Forcing what is not aligned is not loyalty. It is not commitment. It is not strength.
It is the slow erosion of the truest version of yourself — the one you are still becoming.
You Are Not Who You Were — And That Is the Point
Alignment is not a fixed destination. It is a living, shifting relationship between who you are today and how you are choosing to live.
The question worth asking regularly is not who you used to be or who others expect you to be.
It is who you are right now — and where you are aligning yourself to be your highest self.
That question changes things. It gives you permission to let go of what no longer serves the person you are growing into. It reminds you that changing direction is not failure — it is discernment.
And discernment only comes from knowing yourself well enough to tell the difference between what fits and what you have just gotten used to.
Peace Comes From Knowing Yourself
Real peace — the kind that does not depend on everything going right — comes from one place.
Knowing yourself. And being true to that.
Not the version of yourself that performs for approval. Not the version that shrinks to fit the room. Not the version that keeps showing up to environments that require you to be less than you are.
The version that knows what matters. That knows what aligns. That knows when something feels off — and trusts that feeling enough to do something about it.
That kind of self knowledge is not built overnight. It is built in the quiet moments. The honest ones. The ones where you stop long enough to actually hear yourself.
And when you have it — when you know yourself clearly — the noise of comparison, expectation, and external pressure loses most of its power.
"There is only one you. And you are the only one in charge of shaping what that life looks like."
Stop Comparing Your Life to Someone Else's
Comparison is one of the quietest ways we abandon ourselves.
It pulls attention away from your own path and fixes it on someone else's. It measures your behind the scenes against their highlight reel. It whispers that you are behind, that you are less than, that you should be further along by now.
But here is what comparison always misses.
There is only one you. With your specific combination of experiences, values, gifts, and vision. Nobody else is building what you are building. Nobody else is walking the path you are walking.
Your life does not need to look like anyone else's to be valid. It does not need to follow someone else's timeline to be meaningful. It does not need external comparison to determine its worth.
You are the one in charge of shaping what your life looks like. That is not a burden. That is one of the most powerful things you have.
If the Environment Does Not Fit — Change It
Sometimes alignment requires an external shift.
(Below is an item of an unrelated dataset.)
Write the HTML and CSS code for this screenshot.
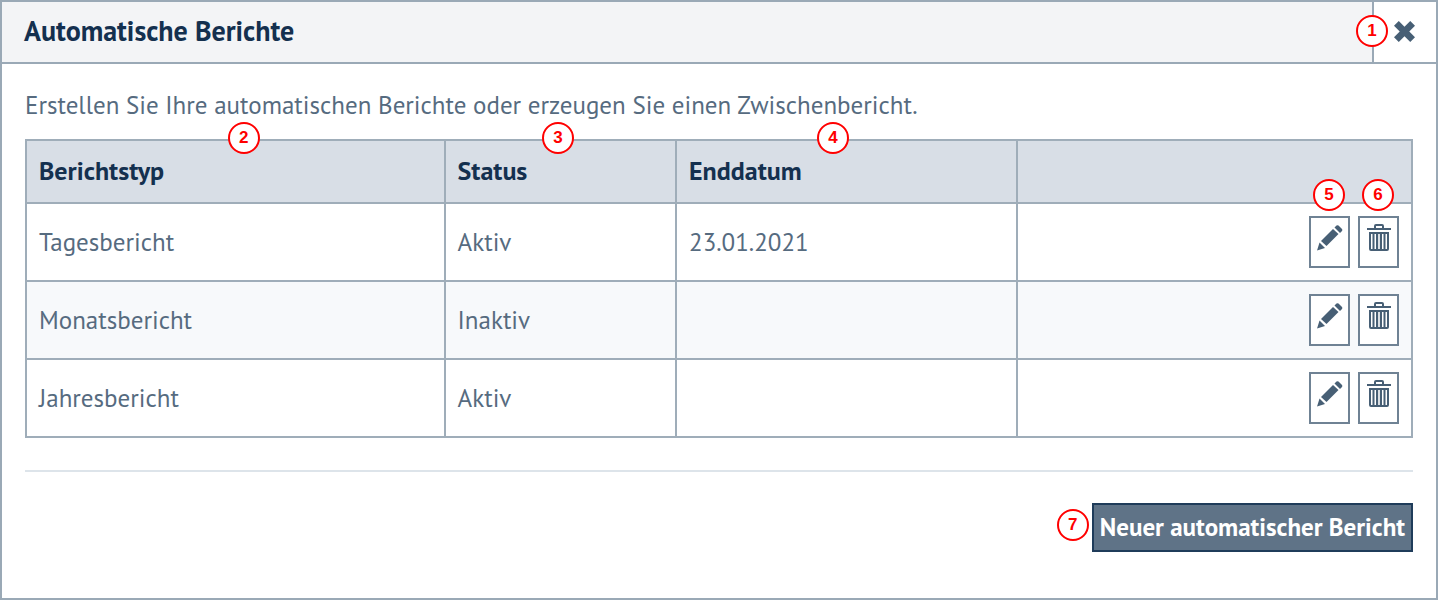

Not every environment is designed to support who you are becoming. Some spaces were built for a version of you that no longer exists. Some groups, some circles, some towns — they made sense at one point. They no longer do.
And that is okay.
Changing your environment is not running away. It is not being difficult. It is not ingratitude.
It is one of the most honest acts of self respect available to you.
Sometimes the change looks like no longer attending the group meetup that drains you every time. Sometimes it looks like stepping back from a circle that requires you to perform instead of belong. And sometimes — when your spirit has been quietly asking for it for longer than you want to admit — it looks like moving to a place that actually aligns with who you are.
Only you know which change is needed. Only you can hear that signal clearly enough to act on it.
A Reflection for You
What in your life right now actually has value to you — and what are you holding onto out of habit or expectation?
Where are you forcing a fit that stopped feeling right a long time ago?
What environment, group, or commitment has been quietly draining you — and what would it feel like to let it go?
What does your highest self look like — and how much of your daily life is actually aligned with that version of you?
Alignment is not a luxury. It is not something to figure out after everything else is handled.
It is the work.
Because a life built around what actually has value — around who you actually are, not who you have been performing — is a life that does not require constant recovery.
It is a life that feels like yours.
And that kind of peace is worth every honest, uncomfortable, necessary choice it takes to get there.